In a marked difference from a lot of current animation, Plympton’s movie has an old-fashioned, handmade quality. This is no accident. A self-confessed computer “idiot,” Plympton draws an outline of each frame, which assistants then color digitally. And, speaking of Pixar, Plympton mentions that his film, at $150,000, had approximately 1/100th the budget of a Pixar feature. Thanks to computer programs like Flash and AfterEffects, aspiring animators can now produce films relatively cheaply, he says, which might change the game considerably.

Dan Stone, the director of the dramatic environmental documentary At the Edge of the World, is not so upbeat about the prospects for documentary filmmaking. “The general feeling in Hollywood is that documentaries are dead,” he says in the post-screening Q&A. Really? Stone goes on to report that he’s fielding several distribution offers for his doc, a tense, exciting account of the confrontation between a ragtag group of environmental activists and Japanese whaling ships in the frozen Antarctic. So maybe things aren’t that bad after all.

At the Edge of the World has a lot of buzz at the festival, and it’s easy to see why. Stone and his brother Craig (also Stone), who directed and produced the movie respectively, didn’t know quite what footage they’d get when they accompanied the Sea Shepherd, a mission to protect Antarctic whales from Japanese whalers. (Killing whales is banned under an international treaty, but the Japanese have exploited a loophole that allows whales to be killed for research purposes.) They got lucky, witnessing two dramatic confrontations, an epic storm and a tense rescue of two lost crew members. They also found a natural leading man in Captain Paul Watson, who broke away from Greenpeace and founded Sea Shepherd because he was frustrated with Greenpeace’s inactivity on the whale issue. With his bushy white beard and lofty rhetoric, Watson is an Ahab of sorts, though he’s chasing the whale-catchers, not the whale. Whatever you think of the politics of his people, who’ve been dubbed “eco-terrorists” by the Japanese and who enjoy a frosty relationship with Greenpeace, there’s no denying their bravery and commitment to their cause. Expect a wide release for this exhilarating documentary.

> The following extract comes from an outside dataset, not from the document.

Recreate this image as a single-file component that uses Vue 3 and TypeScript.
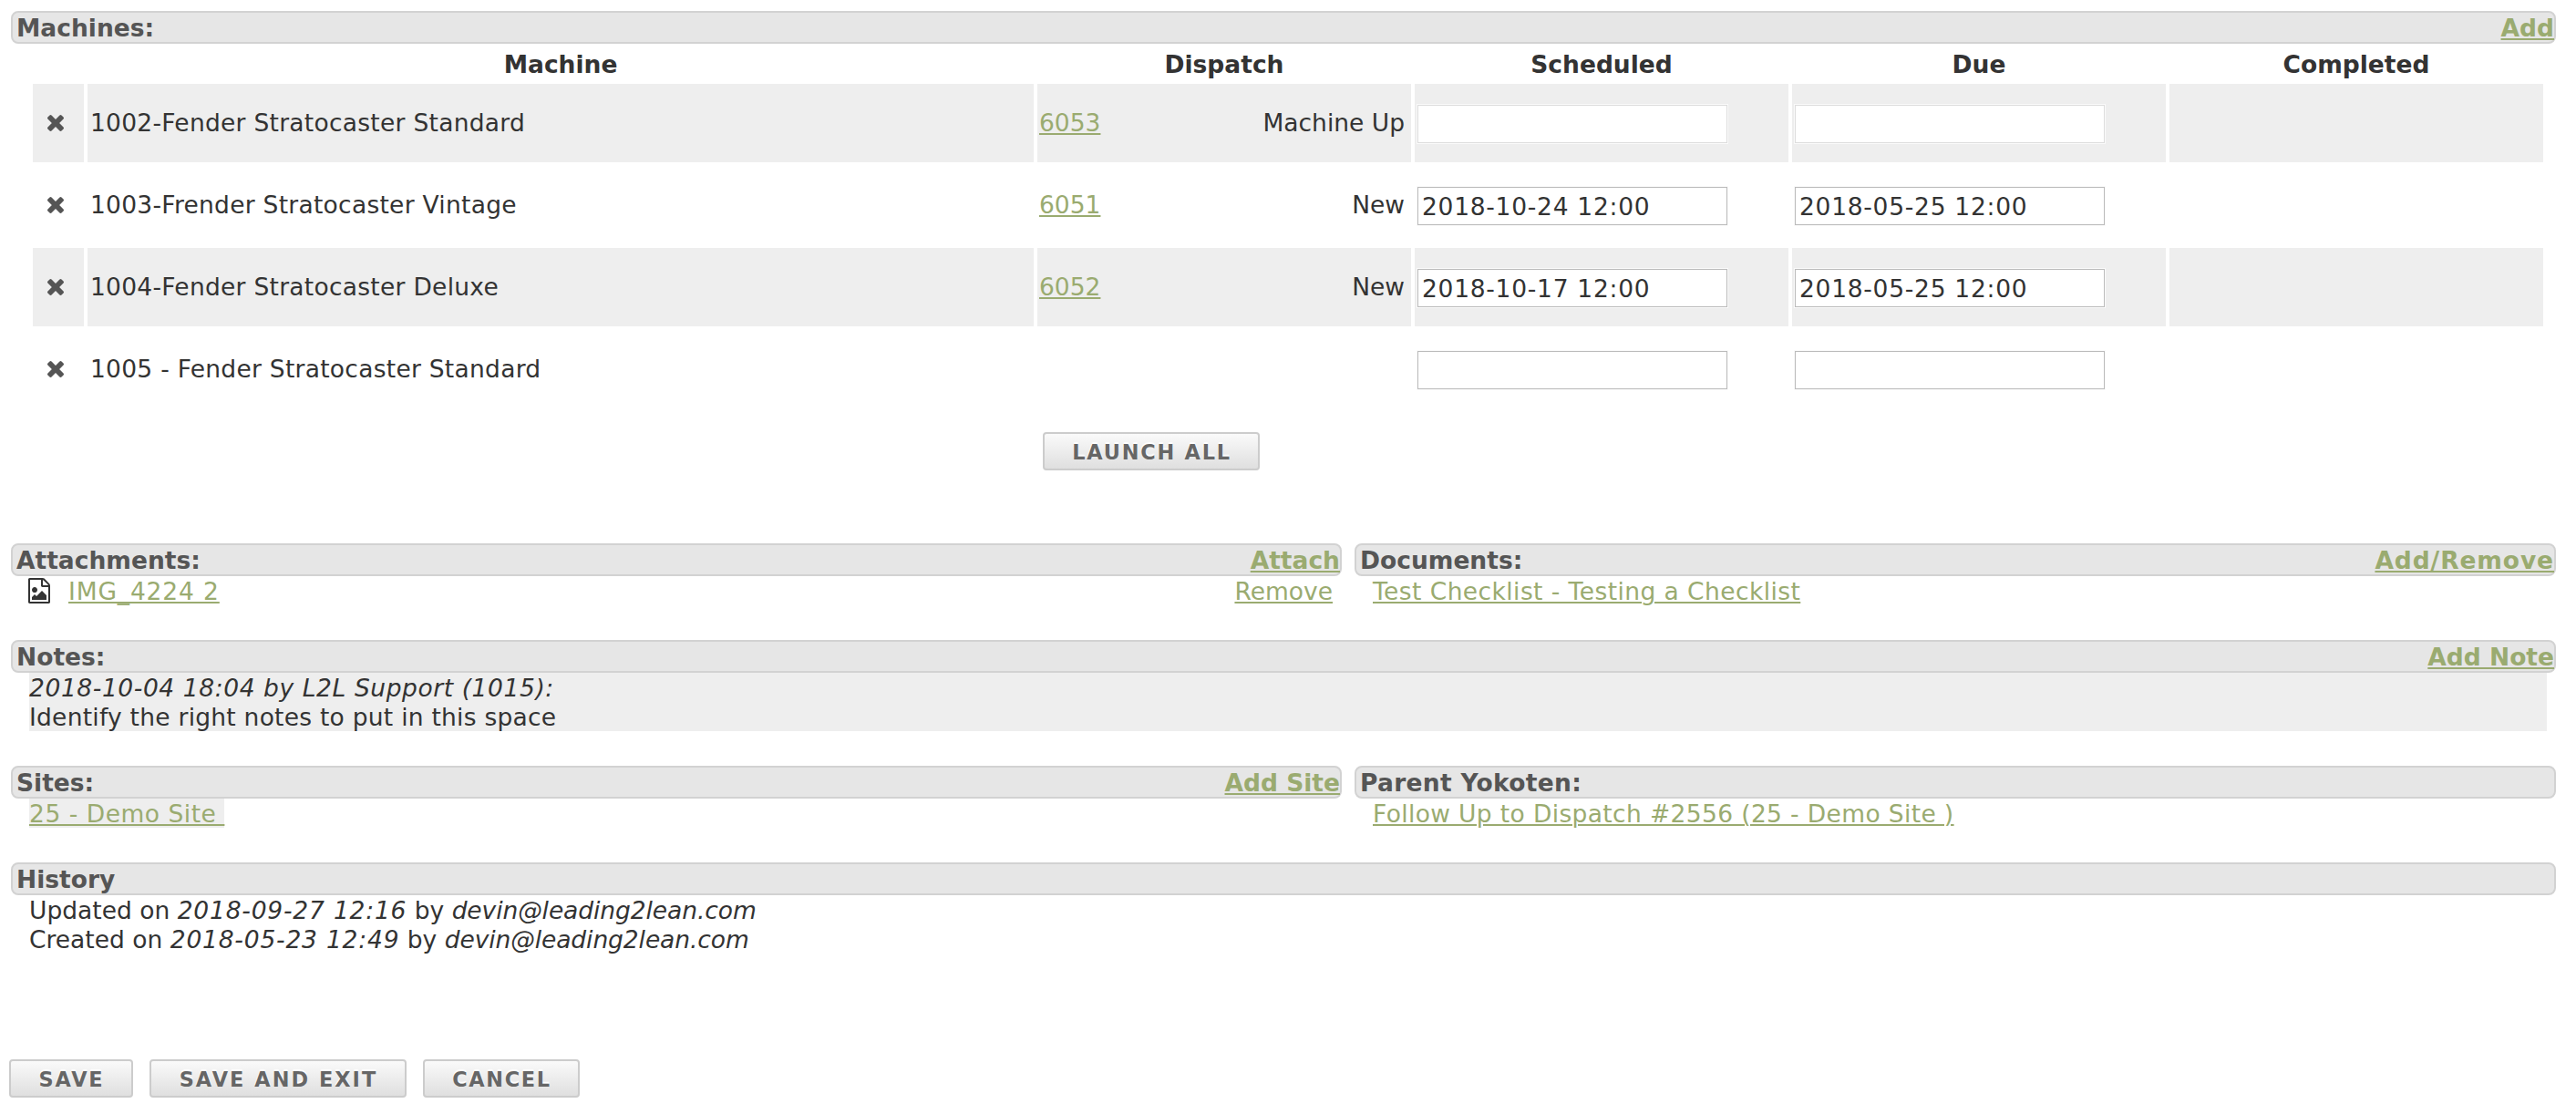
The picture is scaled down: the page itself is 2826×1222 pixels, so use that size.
<script setup lang="ts">
import { ref } from 'vue'

interface MachineRow {
  name: string
  dispatch?: string
  status?: string
  scheduled: string
  due: string
  disabled?: boolean
}

const machines = ref<MachineRow[]>([
  { name: '1002-Fender Stratocaster Standard', dispatch: '6053', status: 'Machine Up', scheduled: '', due: '', disabled: true },
  { name: '1003-Frender Stratocaster Vintage', dispatch: '6051', status: 'New', scheduled: '2018-10-24 12:00', due: '2018-05-25 12:00' },
  { name: '1004-Fender Stratocaster Deluxe', dispatch: '6052', status: 'New', scheduled: '2018-10-17 12:00', due: '2018-05-25 12:00' },
  { name: '1005 - Fender Stratocaster Standard', scheduled: '', due: '' },
])

const history = [
  { action: 'Updated', at: '2018-09-27 12:16', by: 'devin@leading2lean.com' },
  { action: 'Created', at: '2018-05-23 12:49', by: 'devin@leading2lean.com' },
]
</script>

<template>
  <main class="page">
    <section class="machines">
      <header class="bar"><h2>Machines:</h2><a>Add</a></header>
      <div class="grid head">
        <span></span><span>Machine</span><span>Dispatch</span><span>Scheduled</span><span>Due</span><span>Completed</span>
      </div>
      <div v-for="(m, i) in machines" :key="i" class="grid row">
        <div class="cell remove">
          <svg viewBox="302 366 1188 1188" width="18" height="18"><path d="M1490 1322q0 40-28 68l-136 136q-28 28-68 28t-68-28l-294-294-294 294q-28 28-68 28t-68-28l-136-136q-28-28-28-68t28-68l294-294-294-294q-28-28-28-68t28-68l136-136q28-28 68-28t68 28l294 294 294-294q28-28 68-28t68 28l136 136q28 28 28 68t-28 68l-294 294 294 294q28 28 28 68z" /></svg>
        </div>
        <div class="cell name">{{ m.name }}</div>
        <div class="cell dispatch"><a>{{ m.dispatch }}</a><span>{{ m.status }}</span></div>
        <div class="cell date"><input v-model="m.scheduled" type="text" :disabled="m.disabled" /></div>
        <div class="cell date due"><input v-model="m.due" type="text" :disabled="m.disabled" /></div>
        <div class="cell"></div>
      </div>
      <button class="btn launch" type="button">LAUNCH ALL</button>
    </section>

    <div class="pair">
      <section>
        <header class="bar"><h2>Attachments:</h2><a>Attach</a></header>
        <div class="body attachment">
          <svg viewBox="128 0 1536 1792" width="24" height="28"><path d="M1596 380q28 28 48 76t20 88v1152q0 40-28 68t-68 28h-1344q-40 0-68-28t-28-68v-1600q0-40 28-68t68-28h896q40 0 88 20t76 48zm-444-244v376h376q-10-29-22-41l-313-313q-12-12-41-22zm384 1528v-1024h-416q-40 0-68-28t-28-68v-416h-768v1536h1280zm-128-448v320h-1024v-192l192-192 128 128 384-384zm-832-192q-80 0-136-56t-56-136 56-136 136-56 136 56 56 136-56 136-136 56z" /></svg>
          <a class="file">IMG_4224 2</a>
          <a class="detach">Remove</a>
        </div>
      </section>
      <section>
        <header class="bar"><h2>Documents:</h2><a class="manage">Add/Remove</a></header>
        <div class="body"><a class="doc">Test Checklist - Testing a Checklist</a></div>
      </section>
    </div>

    <section class="notes">
      <header class="bar"><h2>Notes:</h2><a>Add Note</a></header>
      <div class="body flush">
        <div class="note">
          <em>2018-10-04 18:04 by L2L Support (1015):</em>
          <p>Identify the right notes to put in this space</p>
        </div>
      </div>
    </section>

    <div class="pair">
      <section>
        <header class="bar"><h2>Sites:</h2><a class="site-add">Add Site</a></header>
        <div class="body flush"><a class="site">{{ '25 - Demo Site ' }}</a></div>
      </section>
      <section>
        <header class="bar"><h2 class="parent">Parent Yokoten:</h2></header>
        <div class="body"><a class="follow">Follow Up to Dispatch #2556 (25 - Demo Site )</a></div>
      </section>
    </div>

    <section class="history">
      <header class="bar"><h2>History</h2></header>
      <div class="body">
        <p v-for="h in history" :key="h.at">{{ h.action }} on <em class="at">{{ h.at }}</em> by <em class="by">{{ h.by }}</em></p>
      </div>
    </section>

    <footer class="actions">
      <button class="btn save" type="button">SAVE</button>
      <button class="btn save-exit" type="button">SAVE AND EXIT</button>
      <button class="btn cancel" type="button">CANCEL</button>
    </footer>
  </main>
</template>

<style>
body {
  background: #fff;
}
</style>

<style scoped>
.page {
  box-sizing: border-box;
  width: 2826px;
  height: 1222px;
  padding: 12px 22px 0 12px;
  overflow: hidden;
  font: 26.5px/32px "DejaVu Sans", Verdana, sans-serif;
  color: #333;
}
h2, p {
  margin: 0;
  font-size: inherit;
}
a {
  color: #9aab70;
  text-decoration: underline;
  text-decoration-thickness: 2px;
  text-underline-offset: 2px;
}
svg {
  display: block;
  fill: #333;
}
.bar {
  display: flex;
  justify-content: space-between;
  box-sizing: border-box;
  height: 36px;
  padding: 1px 0 0 4px;
  border: 2px solid #d2d2d2;
  border-radius: 8px;
  background: #e6e6e6;
  color: #555;
  font-weight: bold;
}
.body {
  padding: 1px 10px 0 20px;
}
.body.flush {
  padding-top: 0;
}
.machines {
  height: 584px;
}
.grid {
  display: grid;
  grid-template-columns: 56px 1038px 410px 410px 410px 410px;
  column-gap: 4px;
  margin-left: 24px;
}
.head {
  height: 44px;
  box-sizing: border-box;
  padding-top: 7px;
  font-weight: bold;
  text-align: center;
}
.row {
  height: 86px;
  margin-bottom: 4px;
}
.row:nth-child(odd) .cell {
  background: #eee;
}
.cell {
  display: flex;
  align-items: center;
  padding-left: 2px;
}
.remove {
  padding-left: 16px;
}
.remove svg {
  fill: #555;
}
.name {
  padding-left: 3px;
  letter-spacing: 0.26px;
}
.dispatch {
  justify-content: space-between;
  padding-right: 7px;
}
.date {
  padding-left: 3px;
}
.date input {
  box-sizing: border-box;
  width: 340px;
  height: 42px;
  margin: 1px 0 0;
  padding: 2px 3px 0 4px;
  border: 1px solid #bbb;
  border-radius: 0;
  outline: none;
  background: #fff;
  box-shadow: 0 0 0 1px #fafafa;
  color: #333;
  font: inherit;
  letter-spacing: 0.72px;
}
.date input:disabled {
  border-color: #ddd;
}
.btn {
  box-sizing: border-box;
  height: 42px;
  padding: 2px 0 0 1px;
  border: 2px solid #ccc;
  border-radius: 4px;
  background: linear-gradient(#fafafa, #dfdfdf);
  color: #666;
  font: bold 22.4px/36px "DejaVu Sans", Verdana, sans-serif;
  letter-spacing: 1.8px;
  text-shadow: 0 -2px 1px #fff;
  white-space: nowrap;
}
.launch {
  display: block;
  width: 238px;
  margin: 26px 0 0 1132px;
}
.pair {
  display: grid;
  grid-template-columns: 1460px 1318px;
  column-gap: 14px;
}
.pair {
  margin-bottom: 37px;
}
.notes {
  margin-bottom: 38px;
}
.attachment {
  display: flex;
}
.file {
  margin-left: 19px;
  letter-spacing: 0.86px;
  text-decoration-skip-ink: none;
}
.attachment svg {
  margin: 1px 1px 0 -1px;
}
.detach {
  margin-left: auto;
}
.manage {
  letter-spacing: 0.9px;
}
.doc {
  letter-spacing: 0.42px;
}
.note {
  box-sizing: border-box;
  height: 64px;
  padding-top: 1px;
  background: #eee;
}
.note em {
  display: block;
  letter-spacing: 0.58px;
}
.note p {
  letter-spacing: 0.24px;
}
.site {
  display: inline-block;
  box-sizing: border-box;
  height: 32px;
  padding-top: 1px;
  background: #eee;
  letter-spacing: 0.52px;
  vertical-align: top;
  white-space: pre;
}
.parent {
  letter-spacing: 0.3px;
}
.follow {
  letter-spacing: 0.36px;
}
.at {
  letter-spacing: 0.8px;
}
.by {
  letter-spacing: -0.08px;
}
.history {
  height: 216px;
}
.actions {
  display: flex;
  margin-left: -2px;
}
.save {
  width: 136px;
}
.save-exit {
  width: 282px;
  margin-left: 18px;
  letter-spacing: 2.05px;
}
.cancel {
  width: 172px;
  margin-left: 18px;
  letter-spacing: 1.7px;
}
</style>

Adolfo Doring’s Blind Spot might be a tougher sell. Another environmental documentary, this is a harsh look at the future of Earth as fossil fuels begin to run out. Doring combines beautiful footage of nature, industrial landscapes and urban decay with an impressive brain trust of talking heads drawn from academia and journalism, each making the case that life on Earth is going to change dramatically very, very soon. The movie’s thesis can be summed up in the title of interviewee Richard Heinberg’s book: The Party’s Over. (In fact, that might have been a better title than Blind Spot.)

Blind Spot is devastating, but it’s also a little long and academic. In the Q&A, Doring and producer Amanda Zackem make a slight dig at the ending of An Inconvenient Truth, saying they wanted to “create an awareness, not come up with easy solutions like changing to energy-saving lightbulbs.” That’s fine, but after seeing their film, it’s only natural to ask, “What can I do?” One audience member, who said she was crying throughout the movie, suggests taking it to high schools, “where people are young enough that they want to do something, and not old enough to feel hopeless.” It’s a great suggestion, and I hope Doring and Zackem do it. Making back your investment is nice, but you don’t always have to wait for a major distribution deal to get your movie to the right audiences.